**Task prompt**
Exclude the pictures and return every line exactly as written.

# Start of Stored rows

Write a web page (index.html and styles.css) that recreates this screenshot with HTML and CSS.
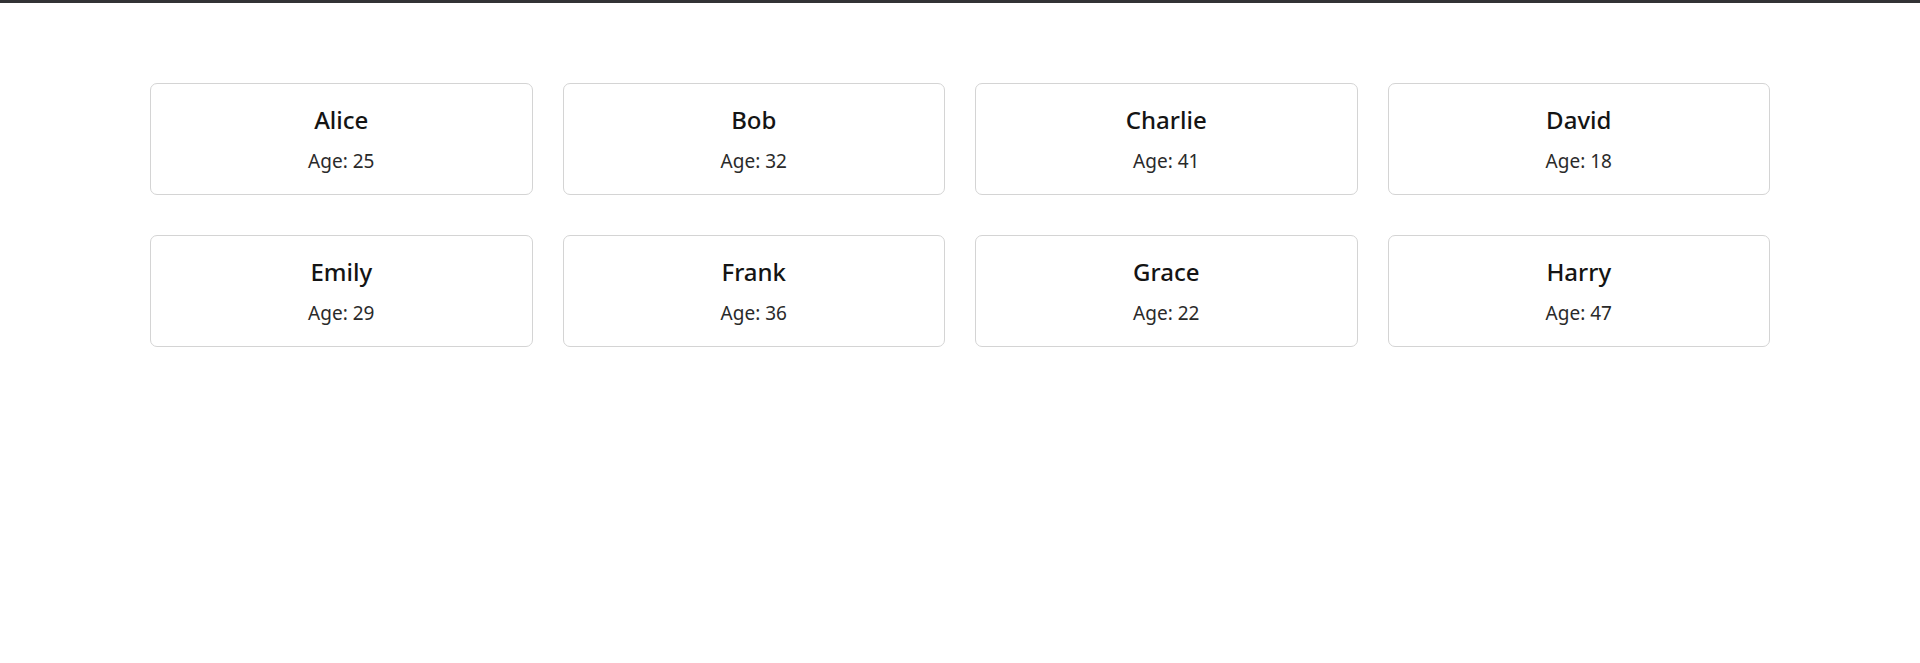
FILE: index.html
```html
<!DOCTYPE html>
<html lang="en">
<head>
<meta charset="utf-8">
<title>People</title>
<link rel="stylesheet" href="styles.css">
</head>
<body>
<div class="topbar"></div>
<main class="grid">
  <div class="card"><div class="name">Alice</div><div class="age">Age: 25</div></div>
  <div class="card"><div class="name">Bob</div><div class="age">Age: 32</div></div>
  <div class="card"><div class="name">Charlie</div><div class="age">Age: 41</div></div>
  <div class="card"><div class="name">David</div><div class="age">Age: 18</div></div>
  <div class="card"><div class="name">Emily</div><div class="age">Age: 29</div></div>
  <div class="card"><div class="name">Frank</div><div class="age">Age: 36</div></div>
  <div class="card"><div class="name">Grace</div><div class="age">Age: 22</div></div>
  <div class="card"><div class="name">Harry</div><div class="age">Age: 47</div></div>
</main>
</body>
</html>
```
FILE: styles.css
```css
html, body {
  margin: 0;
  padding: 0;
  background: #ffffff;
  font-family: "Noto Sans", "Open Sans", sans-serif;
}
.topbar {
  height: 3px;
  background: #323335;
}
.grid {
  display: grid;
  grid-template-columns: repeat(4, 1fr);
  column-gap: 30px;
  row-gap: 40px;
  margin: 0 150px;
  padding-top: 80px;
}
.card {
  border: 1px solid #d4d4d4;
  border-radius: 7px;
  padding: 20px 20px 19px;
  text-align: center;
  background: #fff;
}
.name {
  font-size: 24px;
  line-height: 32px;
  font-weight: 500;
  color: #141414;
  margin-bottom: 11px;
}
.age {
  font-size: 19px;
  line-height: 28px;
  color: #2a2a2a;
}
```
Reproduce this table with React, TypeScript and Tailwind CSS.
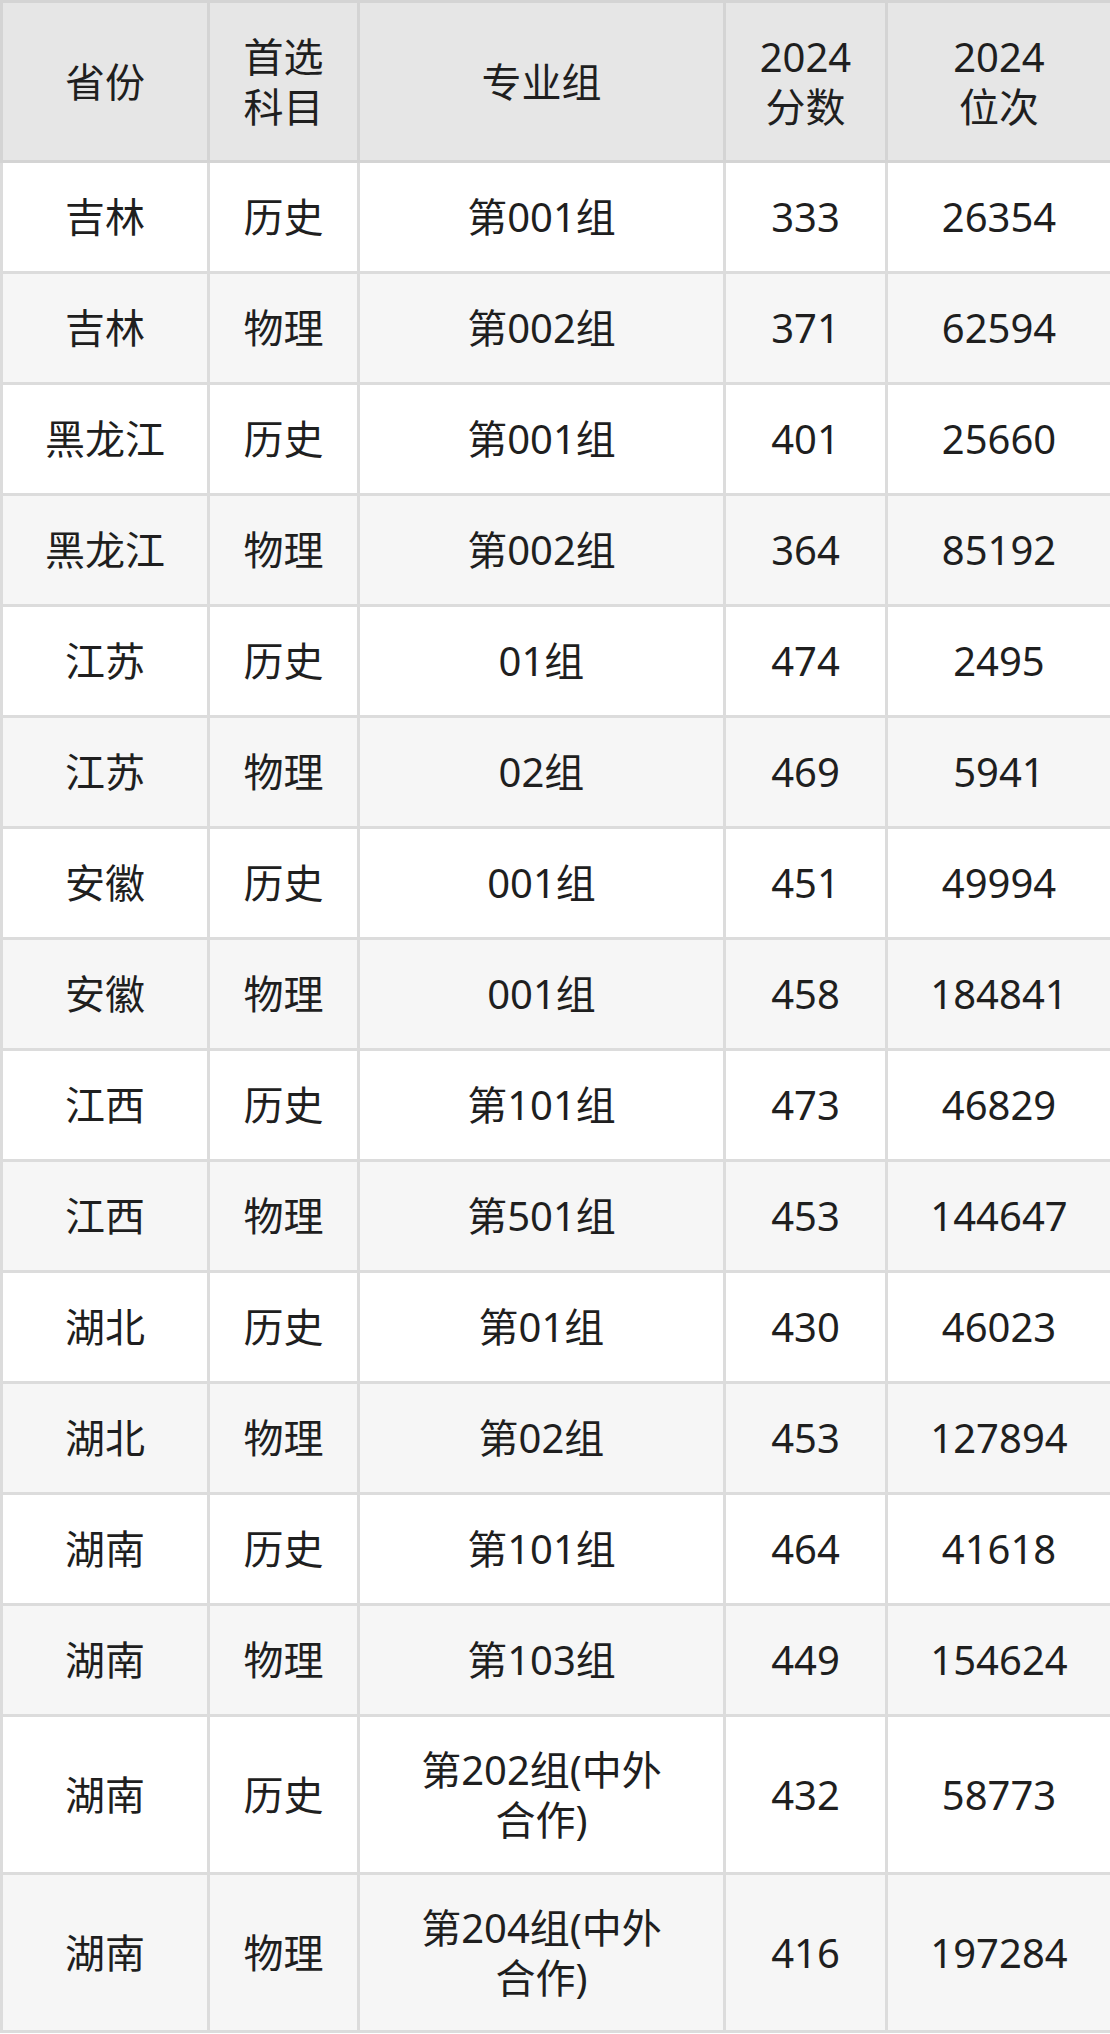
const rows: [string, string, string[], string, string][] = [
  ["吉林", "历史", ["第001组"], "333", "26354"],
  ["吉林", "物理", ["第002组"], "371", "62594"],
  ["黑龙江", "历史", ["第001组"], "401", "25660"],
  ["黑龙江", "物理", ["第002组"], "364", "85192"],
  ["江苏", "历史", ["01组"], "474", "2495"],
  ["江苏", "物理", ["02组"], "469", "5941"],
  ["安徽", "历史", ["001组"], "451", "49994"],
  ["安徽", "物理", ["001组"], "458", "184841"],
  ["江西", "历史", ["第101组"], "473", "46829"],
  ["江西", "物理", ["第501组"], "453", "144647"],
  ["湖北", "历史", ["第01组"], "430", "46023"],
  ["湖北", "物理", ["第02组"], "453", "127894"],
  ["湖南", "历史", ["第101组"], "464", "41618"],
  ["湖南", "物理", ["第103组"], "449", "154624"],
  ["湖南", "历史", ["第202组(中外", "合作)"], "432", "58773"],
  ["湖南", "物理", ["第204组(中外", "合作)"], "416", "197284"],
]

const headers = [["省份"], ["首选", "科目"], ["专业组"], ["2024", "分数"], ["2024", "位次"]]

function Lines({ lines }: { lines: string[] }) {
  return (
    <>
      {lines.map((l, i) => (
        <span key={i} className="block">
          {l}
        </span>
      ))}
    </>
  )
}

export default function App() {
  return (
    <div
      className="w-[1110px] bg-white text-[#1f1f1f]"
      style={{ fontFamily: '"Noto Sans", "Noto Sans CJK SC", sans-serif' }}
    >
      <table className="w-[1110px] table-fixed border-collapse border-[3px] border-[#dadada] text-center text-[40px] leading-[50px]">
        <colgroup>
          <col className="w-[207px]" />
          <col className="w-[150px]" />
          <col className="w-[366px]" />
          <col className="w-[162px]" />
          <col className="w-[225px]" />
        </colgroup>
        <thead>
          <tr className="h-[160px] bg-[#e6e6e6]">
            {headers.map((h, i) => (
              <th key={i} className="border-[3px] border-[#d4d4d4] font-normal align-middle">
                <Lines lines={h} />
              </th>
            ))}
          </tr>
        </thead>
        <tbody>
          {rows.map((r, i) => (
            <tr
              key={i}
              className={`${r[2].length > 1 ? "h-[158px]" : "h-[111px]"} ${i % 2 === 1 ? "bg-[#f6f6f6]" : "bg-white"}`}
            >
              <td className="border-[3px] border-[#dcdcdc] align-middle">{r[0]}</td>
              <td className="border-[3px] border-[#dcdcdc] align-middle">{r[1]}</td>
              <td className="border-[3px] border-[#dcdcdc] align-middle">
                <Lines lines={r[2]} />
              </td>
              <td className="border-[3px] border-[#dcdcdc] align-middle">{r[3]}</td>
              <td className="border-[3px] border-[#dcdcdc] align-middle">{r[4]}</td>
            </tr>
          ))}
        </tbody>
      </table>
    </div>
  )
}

# End of Stored rows

**Full solution**
Write a web page (index.html and styles.css) that recreates this screenshot with HTML and CSS.
FILE: index.html
```html
<!DOCTYPE html>
<html lang="en">
<head>
<meta charset="utf-8">
<title>People</title>
<link rel="stylesheet" href="styles.css">
</head>
<body>
<div class="topbar"></div>
<main class="grid">
  <div class="card"><div class="name">Alice</div><div class="age">Age: 25</div></div>
  <div class="card"><div class="name">Bob</div><div class="age">Age: 32</div></div>
  <div class="card"><div class="name">Charlie</div><div class="age">Age: 41</div></div>
  <div class="card"><div class="name">David</div><div class="age">Age: 18</div></div>
  <div class="card"><div class="name">Emily</div><div class="age">Age: 29</div></div>
  <div class="card"><div class="name">Frank</div><div class="age">Age: 36</div></div>
  <div class="card"><div class="name">Grace</div><div class="age">Age: 22</div></div>
  <div class="card"><div class="name">Harry</div><div class="age">Age: 47</div></div>
</main>
</body>
</html>
```
FILE: styles.css
```css
html, body {
  margin: 0;
  padding: 0;
  background: #ffffff;
  font-family: "Noto Sans", "Open Sans", sans-serif;
}
.topbar {
  height: 3px;
  background: #323335;
}
.grid {
  display: grid;
  grid-template-columns: repeat(4, 1fr);
  column-gap: 30px;
  row-gap: 40px;
  margin: 0 150px;
  padding-top: 80px;
}
.card {
  border: 1px solid #d4d4d4;
  border-radius: 7px;
  padding: 20px 20px 19px;
  text-align: center;
  background: #fff;
}
.name {
  font-size: 24px;
  line-height: 32px;
  font-weight: 500;
  color: #141414;
  margin-bottom: 11px;
}
.age {
  font-size: 19px;
  line-height: 28px;
  color: #2a2a2a;
}
```
Reproduce this table with React, TypeScript and Tailwind CSS.
const rows: [string, string, string[], string, string][] = [
  ["吉林", "历史", ["第001组"], "333", "26354"],
  ["吉林", "物理", ["第002组"], "371", "62594"],
  ["黑龙江", "历史", ["第001组"], "401", "25660"],
  ["黑龙江", "物理", ["第002组"], "364", "85192"],
  ["江苏", "历史", ["01组"], "474", "2495"],
  ["江苏", "物理", ["02组"], "469", "5941"],
  ["安徽", "历史", ["001组"], "451", "49994"],
  ["安徽", "物理", ["001组"], "458", "184841"],
  ["江西", "历史", ["第101组"], "473", "46829"],
  ["江西", "物理", ["第501组"], "453", "144647"],
  ["湖北", "历史", ["第01组"], "430", "46023"],
  ["湖北", "物理", ["第02组"], "453", "127894"],
  ["湖南", "历史", ["第101组"], "464", "41618"],
  ["湖南", "物理", ["第103组"], "449", "154624"],
  ["湖南", "历史", ["第202组(中外", "合作)"], "432", "58773"],
  ["湖南", "物理", ["第204组(中外", "合作)"], "416", "197284"],
]

const headers = [["省份"], ["首选", "科目"], ["专业组"], ["2024", "分数"], ["2024", "位次"]]

function Lines({ lines }: { lines: string[] }) {
  return (
    <>
      {lines.map((l, i) => (
        <span key={i} className="block">
          {l}
        </span>
      ))}
    </>
  )
}

export default function App() {
  return (
    <div
      className="w-[1110px] bg-white text-[#1f1f1f]"
      style={{ fontFamily: '"Noto Sans", "Noto Sans CJK SC", sans-serif' }}
    >
      <table className="w-[1110px] table-fixed border-collapse border-[3px] border-[#dadada] text-center text-[40px] leading-[50px]">
        <colgroup>
          <col className="w-[207px]" />
          <col className="w-[150px]" />
          <col className="w-[366px]" />
          <col className="w-[162px]" />
          <col className="w-[225px]" />
        </colgroup>
        <thead>
          <tr className="h-[160px] bg-[#e6e6e6]">
            {headers.map((h, i) => (
              <th key={i} className="border-[3px] border-[#d4d4d4] font-normal align-middle">
                <Lines lines={h} />
              </th>
            ))}
          </tr>
        </thead>
        <tbody>
          {rows.map((r, i) => (
            <tr
              key={i}
              className={`${r[2].length > 1 ? "h-[158px]" : "h-[111px]"} ${i % 2 === 1 ? "bg-[#f6f6f6]" : "bg-white"}`}
            >
              <td className="border-[3px] border-[#dcdcdc] align-middle">{r[0]}</td>
              <td className="border-[3px] border-[#dcdcdc] align-middle">{r[1]}</td>
              <td className="border-[3px] border-[#dcdcdc] align-middle">
                <Lines lines={r[2]} />
              </td>
              <td className="border-[3px] border-[#dcdcdc] align-middle">{r[3]}</td>
              <td className="border-[3px] border-[#dcdcdc] align-middle">{r[4]}</td>
            </tr>
          ))}
        </tbody>
      </table>
    </div>
  )
}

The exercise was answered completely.